Fast forward to exactly three years later. The doctors caring for my third son after transport to Children's weren't affiliated with the hospital. They see my son once per day and sometimes they call m, and sometimes they don't. After a week of this nonsense I had a lengthy chat with the NN that called me on Saturday. I told him I wanted to know the plan because I didn't think the current approach was working toward resolution. (Note: the first son was 40 weeks and macrosomic; the third was 38 weeks and also macrosomic. These weren't preemies but they had some "big baby" problems.) It took the doctor a couple of minutes to figures out that the guy on the other end of the phone was interested, educated, and able to converse. I sensed that the doctor brightened up considerably because he began to give me real details, and I was much encouraged. Since that time their communication with me has been excellent.

So now for my opinion: doctor's get jaded, and this blog entry confirms what I've observed. Some doctors don't try and never did. But some did try and after parents falling asleep or not caring, not speaking English (city hospital), or possessing little more than an eighth grade education, they become jaded. I feel sorry for those doctors because I'm sure they try (tried) very hard but it was like talking to bricks. I can understand how they get this way, but until I make it clear that I'm not that way, I find it very tough to make them talk.

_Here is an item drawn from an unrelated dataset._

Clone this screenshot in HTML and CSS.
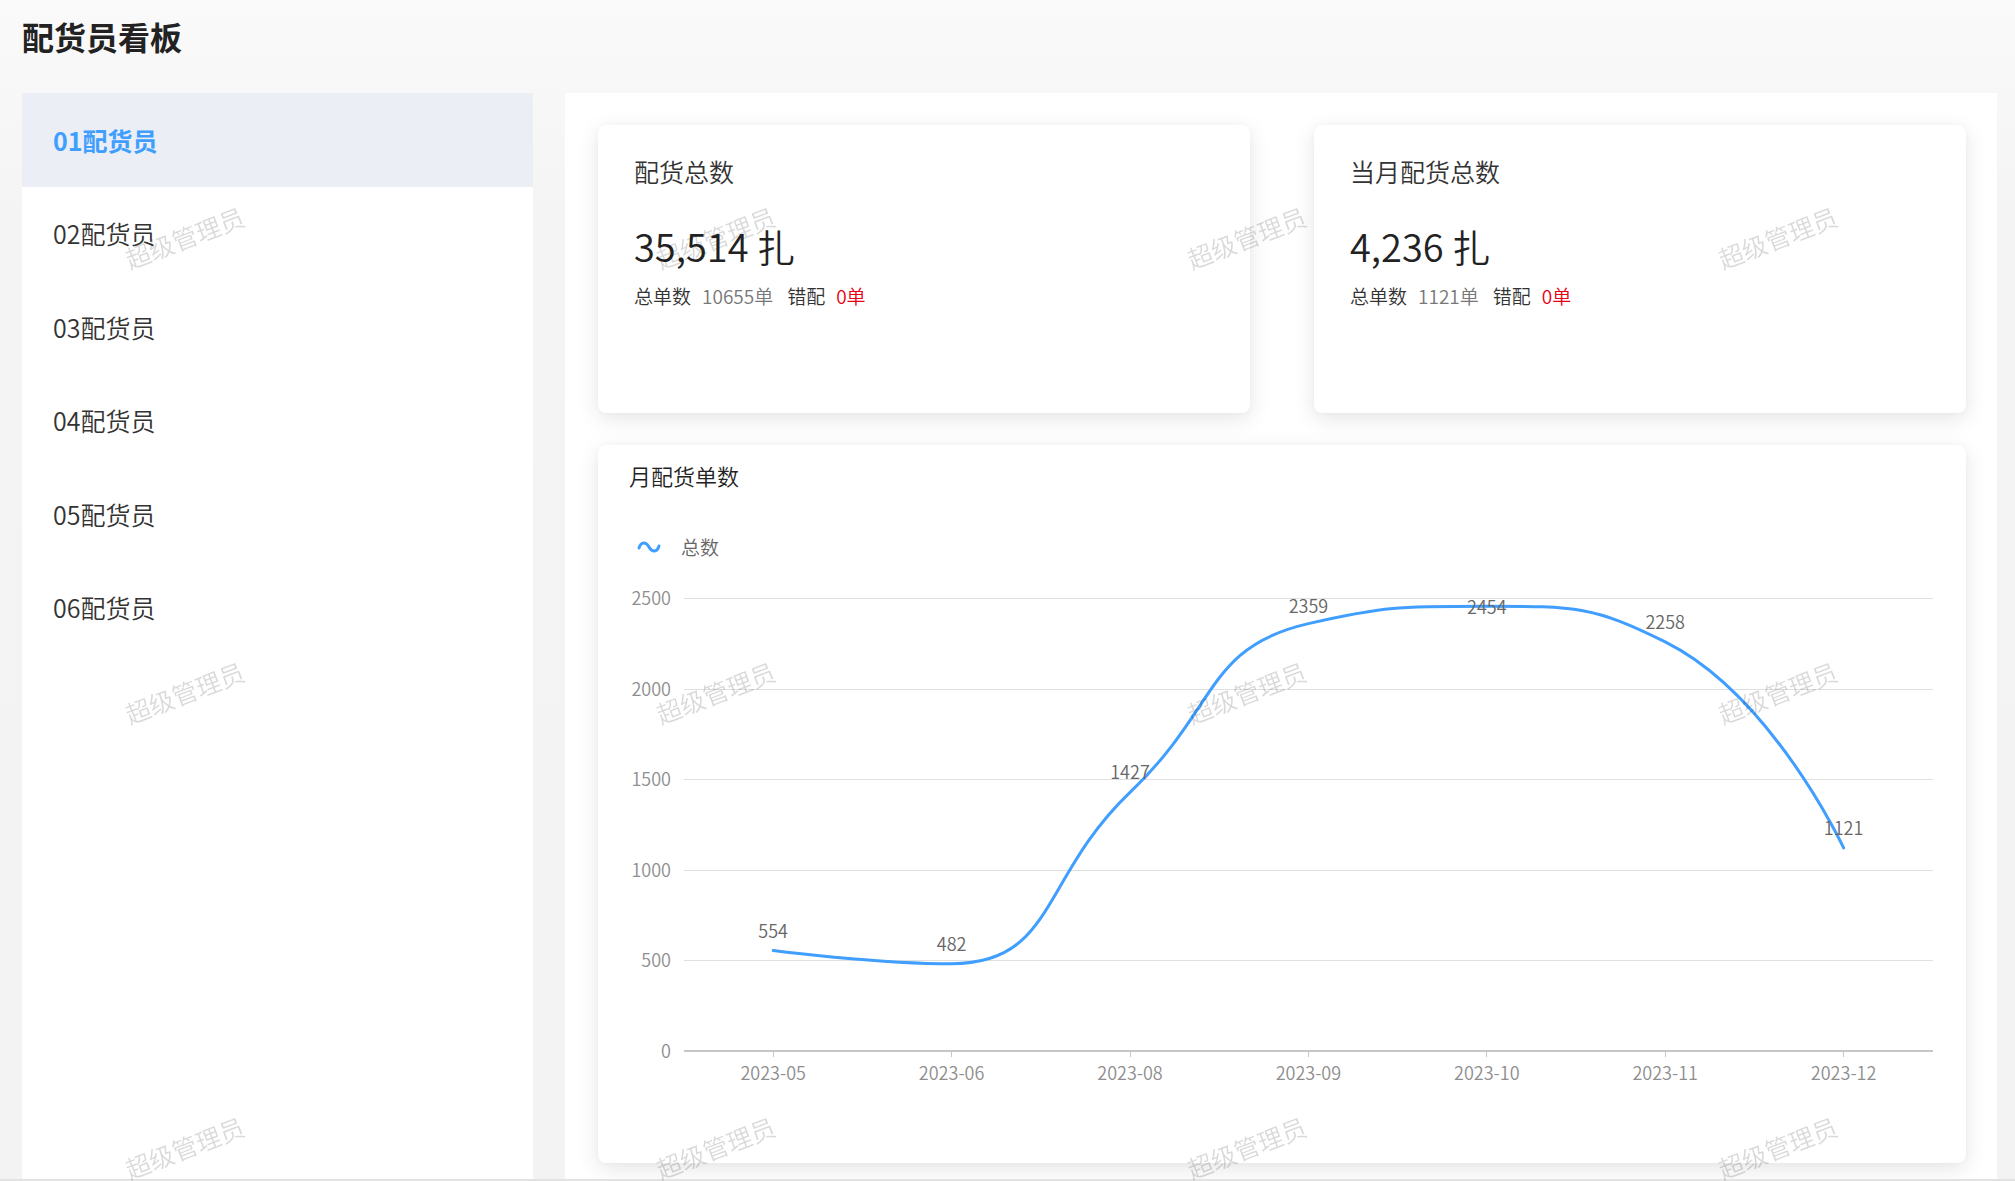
FILE: index.html
```html
<!DOCTYPE html>
<html lang="zh-CN">
<head>
<meta charset="utf-8">
<title>配货员看板</title>
<link rel="stylesheet" href="styles.css">
</head>
<body>
<div class="page">
  <h1 class="page-title">配货员看板</h1>
  <div class="layout">
    <aside class="sidebar">
      <ul class="menu">
        <li class="menu-item active">01配货员</li>
        <li class="menu-item">02配货员</li>
        <li class="menu-item">03配货员</li>
        <li class="menu-item">04配货员</li>
        <li class="menu-item">05配货员</li>
        <li class="menu-item">06配货员</li>
      </ul>
    </aside>
    <main class="panel">
      <div class="stats">
        <section class="card stat-card">
          <div class="stat-title">配货总数</div>
          <div class="stat-value">35,514 扎</div>
          <div class="stat-meta"><span class="meta-label">总单数</span><span class="meta-value">10655单</span><span class="meta-label">错配</span><span class="meta-error">0单</span></div>
        </section>
        <section class="card stat-card">
          <div class="stat-title">当月配货总数</div>
          <div class="stat-value">4,236 扎</div>
          <div class="stat-meta"><span class="meta-label">总单数</span><span class="meta-value">1121单</span><span class="meta-label">错配</span><span class="meta-error">0单</span></div>
        </section>
      </div>
      <section class="card chart-card">
        <div class="chart-title">月配货单数</div>
        <svg class="chart" width="1366" height="663" viewBox="0 0 1366 663">
          <path class="legend-icon" d="M41,48 C43,41.5 48,41.5 51,47 C54,52.5 59,52.5 61,46"/>
          <text class="legend-text" x="83" y="46" dominant-baseline="central">总数</text>
          <g class="grid">
            <line x1="86" x2="1335" y1="98.5" y2="98.5"/>
            <line x1="86" x2="1335" y1="189.5" y2="189.5"/>
            <line x1="86" x2="1335" y1="279.5" y2="279.5"/>
            <line x1="86" x2="1335" y1="370.5" y2="370.5"/>
            <line x1="86" x2="1335" y1="460.5" y2="460.5"/>
          </g>
          <line class="axis" x1="86" x2="1335" y1="551" y2="551"/>
          <g class="ticks">
            <line x1="175.5" x2="175.5" y1="552" y2="557"/>
            <line x1="353.5" x2="353.5" y1="552" y2="557"/>
            <line x1="532.5" x2="532.5" y1="552" y2="557"/>
            <line x1="710.5" x2="710.5" y1="552" y2="557"/>
            <line x1="888.5" x2="888.5" y1="552" y2="557"/>
            <line x1="1067.5" x2="1067.5" y1="552" y2="557"/>
            <line x1="1245.5" x2="1245.5" y1="552" y2="557"/>
          </g>
          <g class="y-labels" text-anchor="end" dominant-baseline="central">
            <text x="73" y="97">2500</text>
            <text x="73" y="188">2000</text>
            <text x="73" y="278">1500</text>
            <text x="73" y="369">1000</text>
            <text x="73" y="459">500</text>
            <text x="73" y="550">0</text>
          </g>
          <g class="x-labels" text-anchor="middle" dominant-baseline="central">
            <text x="175.2" y="572">2023-05</text>
            <text x="353.6" y="572">2023-06</text>
            <text x="532" y="572">2023-08</text>
            <text x="710.4" y="572">2023-09</text>
            <text x="888.8" y="572">2023-10</text>
            <text x="1067.2" y="572">2023-11</text>
            <text x="1245.6" y="572">2023-12</text>
          </g>
          <path class="series" d="M175.2,450.6 C175.2,450.6 278.72,463.7 353.6,463.7 C457.13,463.7 442.48,377.73 532,292.4 C620.89,207.67 607.26,147.3 710.4,123.6 C785.67,106.3 800.26,106.3 888.8,106.3 C978.66,106.3 995.78,106.3 1067.2,141.9 C1174.18,195.23 1245.6,347.9 1245.6,347.9"/>
          <g class="data-labels" text-anchor="middle" dominant-baseline="central">
            <text x="175.2" y="429.6">554</text>
            <text x="353.6" y="442.7">482</text>
            <text x="532" y="271.4">1427</text>
            <text x="710.4" y="105">2359</text>
            <text x="888.8" y="106">2454</text>
            <text x="1067.2" y="120.9">2258</text>
            <text x="1245.6" y="326.9">1121</text>
          </g>
        </svg>
      </section>
    </main>
  </div>
</div>
<div class="watermarks" aria-hidden="true">
  <span>超级管理员</span><span>超级管理员</span><span>超级管理员</span><span>超级管理员</span>
  <span>超级管理员</span><span>超级管理员</span><span>超级管理员</span><span>超级管理员</span>
  <span>超级管理员</span><span>超级管理员</span><span>超级管理员</span><span>超级管理员</span>
</div>
</body>
</html>
```

FILE: styles.css
```css
* { box-sizing: border-box; }

html, body {
  margin: 0;
  height: 100%;
  overflow: hidden;
}

body {
  font-family: "Noto Sans CJK SC", "Noto Sans", sans-serif;
  font-weight: 350;
  color: #333;
  background: linear-gradient(180deg, #fafafa 0%, #f4f4f4 220px, #f3f3f3 100%);
}

body::after {
  content: "";
  position: fixed;
  left: 0;
  right: 0;
  bottom: 0;
  height: 2px;
  background: #e2e2e2;
}

.page {
  padding: 0 18px 0 22px;
}

.page-title {
  margin: 0 0 34px;
  padding-top: 14px;
  font-size: 32px;
  line-height: 45px;
  font-weight: 700;
  color: #222;
}

.layout {
  display: flex;
  gap: 32px;
  align-items: stretch;
}

.sidebar {
  width: 511px;
  flex: none;
  background: #fff;
}

.menu {
  list-style: none;
  margin: 0;
  padding: 0;
}

.menu-item {
  height: 93.5px;
  display: flex;
  align-items: center;
  padding-left: 31px;
  font-size: 25px;
  color: #333;
}

.menu-item.active {
  background: #ebeef5;
  color: #409eff;
  font-weight: 700;
}

.panel {
  flex: 1;
  background: #fff;
  padding: 32px 31px 32px 33px;
}

.stats {
  display: grid;
  grid-template-columns: 1fr 1fr;
  gap: 64px;
  margin-bottom: 32px;
}

.card {
  background: #fff;
  border-radius: 8px;
  box-shadow: 0 6px 22px rgba(0, 0, 0, 0.10), 0 0 6px rgba(0, 0, 0, 0.03);
}

.stat-card {
  height: 288px;
  padding: 28px 36px 0;
}

.stat-title {
  font-size: 25px;
  line-height: 36px;
  color: #333;
  margin-bottom: 32px;
}

.stat-value {
  font-size: 38px;
  line-height: 50px;
  color: #222;
  margin-bottom: 11px;
}

.stat-meta {
  font-size: 19px;
  line-height: 28px;
  display: flex;
}

.meta-label {
  color: #333;
  margin-right: 11px;
}

.meta-value {
  color: #777;
  margin-right: 14px;
}

.meta-error {
  color: #e60012;
}

.chart-card {
  height: 718px;
  padding-top: 15px;
}

.chart-title {
  padding-left: 31px;
  font-size: 22px;
  line-height: 30px;
  color: #222;
}

.chart {
  display: block;
  margin-top: 10px;
}

.legend-icon {
  fill: none;
  stroke: #409eff;
  stroke-width: 3;
  stroke-linecap: round;
}

.legend-text {
  font-size: 19px;
  fill: #666;
}

.grid line {
  stroke: #e0e0e0;
  stroke-width: 1;
}

.axis {
  stroke: #c6c6c6;
  stroke-width: 2;
}

.ticks line {
  stroke: #c6c6c6;
  stroke-width: 1;
}

.y-labels text,
.x-labels text {
  font-size: 18px;
  fill: #8e8e8e;
}

.data-labels text {
  font-size: 18px;
  fill: #666;
}

.series {
  fill: none;
  stroke: #409eff;
  stroke-width: 3;
  stroke-linejoin: round;
  stroke-linecap: round;
}

.watermarks {
  position: fixed;
  top: 10px;
  left: -81px;
  display: grid;
  grid-template-columns: repeat(4, 531px);
  grid-template-rows: repeat(3, 455px);
  place-items: center;
  pointer-events: none;
  z-index: 10;
}

.watermarks span {
  font-size: 25px;
  line-height: 1;
  color: rgba(0, 0, 0, 0.15);
  transform: rotate(-21deg);
  white-space: nowrap;
}
```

Keep trying to talk to parents. Every now and then you'll find a little gold amongst all the stones and you can enjoy the treasure.

10:52 PM  
Blogger RC said...

I concur with the previous posters. When I got my NICU speech (aka the crash course). My 29 week son had been delivered less than two hours prior via emergency c-section.

I'm sure they gave me the facts and the odds and the possible prognosis for my son. I'm sure they told me about the honeymoon period and why my son was intubated and covered in bruises. The nurses told me they had explained it all to me but to this day I still cannot remember anything but a brief glimpse of my son and the fact that they taped his tubes to my gown when I held him. I don't even remember what he looked like.

Of course I cared about what the doctor had to say and would have appreciated the doctors time and attention had I not been completely traumatized by my sons emergency birth and on an I.V. morphine drip.

There are a lot of times (especially in the beginning) when NICU parents simply cannot hear or process what you're saying. If they're giving you a blank stare or falling asleep, possibly it would be better to give it up as a lost cause and try again later.